Cracks

Shiny supermarkets stand next to dilapidated factory buildings in the Bulgarian city of Pernik, one of the Balkans once most important industrial areas. The film explores daily life experiences and memories in a city marked by a history of industrialization and deindustrialization, where multiple epochs and teleologies of modernity coexist. People’s lives are filtered by Pernik’s industrial rise and decline and by the shift from the socialist to the post-socialist era. The narrative focusses on people’s working lives, through which stories unfold: current work practices, memories from the abandoned factories, migration stories, narratives about precarity, strikes, daily coping strategies. The ‘cracks’ are apparent in the urban landscapes and in the narratives. They are employed in the film as metaphors that underline the meeting points of multiple temporalities; cracks inscribe changes and epochs while they also connect them.

Dimitra Kofti

Dimitra Kofti is an anthropologist interested in work, precarity, shifting temporalities, and film.
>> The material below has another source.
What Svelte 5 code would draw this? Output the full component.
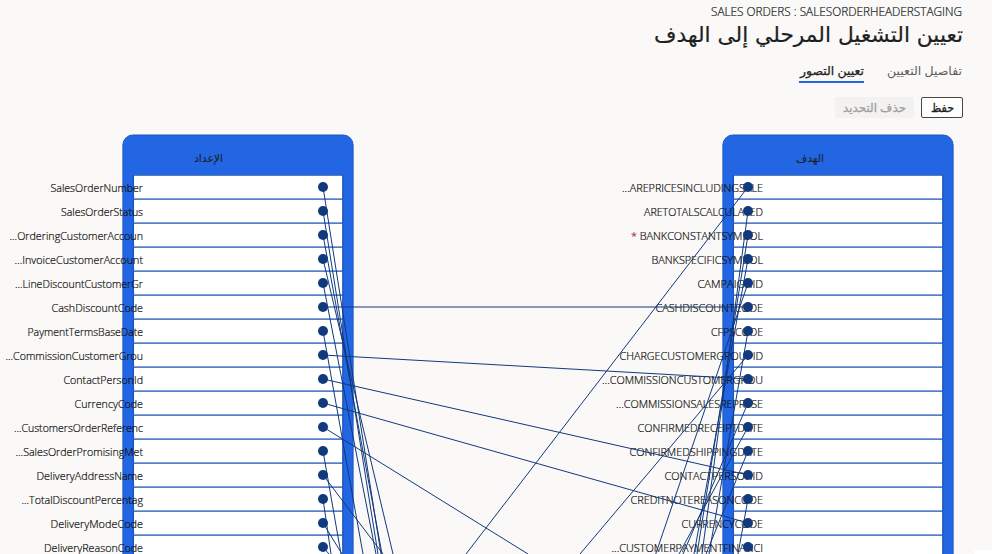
<script>
  // text, left edge
  const source = [
    ['SalesOrderNumber', 50.5], ['SalesOrderStatus', 61], ['OrderingCustomerAccoun...', 9.5],
    ['InvoiceCustomerAccount...', 14.5], ['LineDiscountCustomerGr...', 15], ['CashDiscountCode', 51.5],
    ['PaymentTermsBaseDate', 27.5], ['CommissionCustomerGrou...', 5.5], ['ContactPersonId', 63.5],
    ['CurrencyCode', 74.5], ['CustomersOrderReferenc...', 14], ['SalesOrderPromisingMet...', 15.5],
    ['DeliveryAddressName', 36.5], ['TotalDiscountPercentag...', 21.5], ['DeliveryModeCode', 50.5],
    ['DeliveryReasonCode', 44]
  ];
  const target = [
    ['AREPRICESINCLUDINGSALE...', 622], ['ARETOTALSCALCULATED', 644], ['BANKCONSTANTSYMBOL *', 631],
    ['BANKSPECIFICSYMBOL', 651.5], ['CAMPAIGNID', 697.5], ['CASHDISCOUNTCODE', 655.5],
    ['CFPSCODE', 711], ['CHARGECUSTOMERGROUPID', 619.5], ['COMMISSIONCUSTOMERGROU...', 602],
    ['COMMISSIONSALESREPRESE...', 616], ['CONFIRMEDRECEIPTDATE', 637.5], ['CONFIRMEDSHIPPINGDATE', 629.5],
    ['CONTACTPERSONID', 664.5], ['CREDITNOTEREASONCODE', 630.5], ['CURRENCYCODE', 681.5],
    ['CUSTOMERPAYMENTFINANCI...', 611.5]
  ];
  const groups = [
    { x: 123, title: 'الإعداد', tx: 194, tw: 29, end: 143, dot: 323, rows: source },
    { x: 723, title: 'الهدف', tx: 796, tw: 28, end: 763, dot: 748, rows: target }
  ];
  const y = (i) => 187 + 24 * i;
  // Links leaving the visible area end at its lower edge.
  const out = [[0, 381], [1, 378], [2, 382], [3, 393], [4, 376], [6, 363], [11, 341], [12, 383], [13, 331], [14, 342], [15, 329]];
  const incoming = [[0, 466], [1, 702], [2, 697], [3, 694], [4, 655.7], [6, 709], [7, 580], [9, 683], [10, 679], [11, 706], [13, 738]];
  const across = [[5, 5], [7, 8], [8, 12], [9, 14]];
</script>

<main dir="rtl">
  <header>
    <div class="crumb"><svg width="251" height="15" direction="ltr"><text x="0" y="12" textLength="251" lengthAdjust="spacingAndGlyphs">SALES ORDERS : SALESORDERHEADERSTAGING</text></svg></div>
    <h1><svg width="309" height="34" direction="rtl"><text x="309" y="22.5" textLength="309" lengthAdjust="spacingAndGlyphs">تعيين التشغيل المرحلي إلى الهدف</text></svg></h1>
    <nav>
      <span class="tab"><svg width="75" height="16"><text x="75" y="10" textLength="75" lengthAdjust="spacingAndGlyphs">تفاصيل التعيين</text></svg></span>
      <span class="tab active"><svg width="65" height="16"><text x="65" y="10" textLength="64" lengthAdjust="spacingAndGlyphs">تعيين التصور</text></svg></span>
    </nav>
    <div class="buttons">
      <button class="save"><svg width="23" height="18"><text x="23" y="13" textLength="23" lengthAdjust="spacingAndGlyphs">حفظ</text></svg></button>
      <button class="remove" disabled><svg width="63" height="18"><text x="63" y="13" textLength="63" lengthAdjust="spacingAndGlyphs">حذف التحديد</text></svg></button>
    </div>
  </header>
  <svg class="map" width="992" height="430" viewBox="0 124 992 430" direction="ltr">
    {#each groups as g}
      <rect class="box" x={g.x - 0.1} y="135" width="230.2" height="450" rx="10" />
      {#each g.rows as _, i}
        <rect class="row" x={g.x + 10.4} y={174.9 + 24 * i} width="209.4" height="24" />
      {/each}
      <path class="rules" d={g.rows.map((_, i) => `M${g.x + 10.4} ${175.05 + 24 * i}h209.4`).join('') + `M${g.x + 10.4} 174.9v400M${g.x + 219.8} 174.9v400`} />
      <text class="title" x={g.tx + g.tw} y="162" direction="rtl" textLength={g.tw} lengthAdjust="spacingAndGlyphs">{g.title}</text>
      {#each g.rows as [label, left], i}
        <text class="label" x={g.end} y={y(i) + 5} direction="rtl" textLength={g.end - left} lengthAdjust="spacingAndGlyphs">{#if label.endsWith(' *')}{label.slice(0, -2)}<tspan class="required">{' *'}</tspan>{:else}{label}{/if}</text>
      {/each}
      {#each g.rows as _, i}
        <circle cx={g.dot} cy={y(i)} r="5" />
      {/each}
    {/each}
    <g class="links">
      {#each out as [i, x]}<line x1="323" y1={y(i)} x2={x} y2="554" />{/each}
      {#each incoming as [i, x]}<line x1="748" y1={y(i)} x2={x} y2="554" />{/each}
      {#each across as [a, b]}<line x1="323" y1={y(a)} x2="748" y2={y(b)} />{/each}
      <line x1="323" y1="427" x2="528" y2="554" />
    </g>
    <rect x="974" y="550" width="18" height="4" fill="#fff" />
  </svg>
</main>

<style>
  :global(body) { background: #faf9f8; overflow: hidden; }
  main { width: 992px; height: 554px; overflow: hidden; background: #faf9f8; color: #201f1e; font-family: "Open Sans", "Noto Sans", "DejaVu Sans", sans-serif; }
  header { height: 124px; padding: 4px 29px 0 0; box-sizing: border-box; }
  svg { display: block; overflow: visible; fill: currentColor; }
  .crumb { height: 15px; font-size: 12px; font-weight: 300; padding-right: 1px; }
  .crumb text { stroke: #201f1e; stroke-width: .22; }
  h1 { margin: 0; height: 46px; font-size: 21.5px; font-weight: 400; font-family: "DejaVu Sans", sans-serif; }
  h1 text { stroke: #201f1e; stroke-width: .2; }
  nav { display: flex; gap: 23px; height: 32px; font-size: 12px; padding-right: 1px; }
  .tab { color: #605e5c; height: 16px; }
  .active { color: #201f1e; border-bottom: 2px solid #2266e3; }
  .active text { stroke: #201f1e; stroke-width: .25; }
  .buttons { display: flex; gap: 7px; }
  button { box-sizing: border-box; height: 21px; font: 12px "Open Sans", "DejaVu Sans", sans-serif; border-radius: 2px; padding: 0 8px; border: 1px solid #484644; background: #fff; color: #201f1e; }
  button text { stroke: currentColor; stroke-width: .3; }
  .save { width: 42px; }
  .remove { width: 79px; border-color: #f3f2f1; background: #f3f2f1; color: #a19f9d; padding: 0 7px; }
  .box { fill: #2266e3; stroke: #1d56bf; stroke-width: 1; }
  .row { fill: #fff; }
  .rules { fill: none; stroke: #1f55b5; stroke-width: 1.3; }
  .title { font-size: 11px; stroke: #201f1e; stroke-width: .1; }
  .label { font-size: 11.5px; font-weight: 300; fill: #11100f; stroke: #11100f; stroke-width: .22; }
  .required { fill: #a4262c; stroke: #a4262c; }
  circle { fill: #11397e; }
  .links line { stroke: #11397e; stroke-width: 1; }
</style>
She has conducted doctoral research on changing work relations, in the context of flexibilization of labour in post-socialist Bulgaria. “Cracks/ пукнатини” (2018) is her first film conducted in collaboration with the film maker Nicola Zambelli, based on her long term fieldwork on (de)industrialization in Pernik (Bulgaria), as part of the group project on “Industry and Inequality” at the Max Planck Institute for Social Anthropology (Halle, Germany). Her current project is about financialization, indebtedness and political contestation in Greece. Dimitra is an assistant professor at the Department of Anthropology, Panteion University of Social and Political Science (Athens, Greece).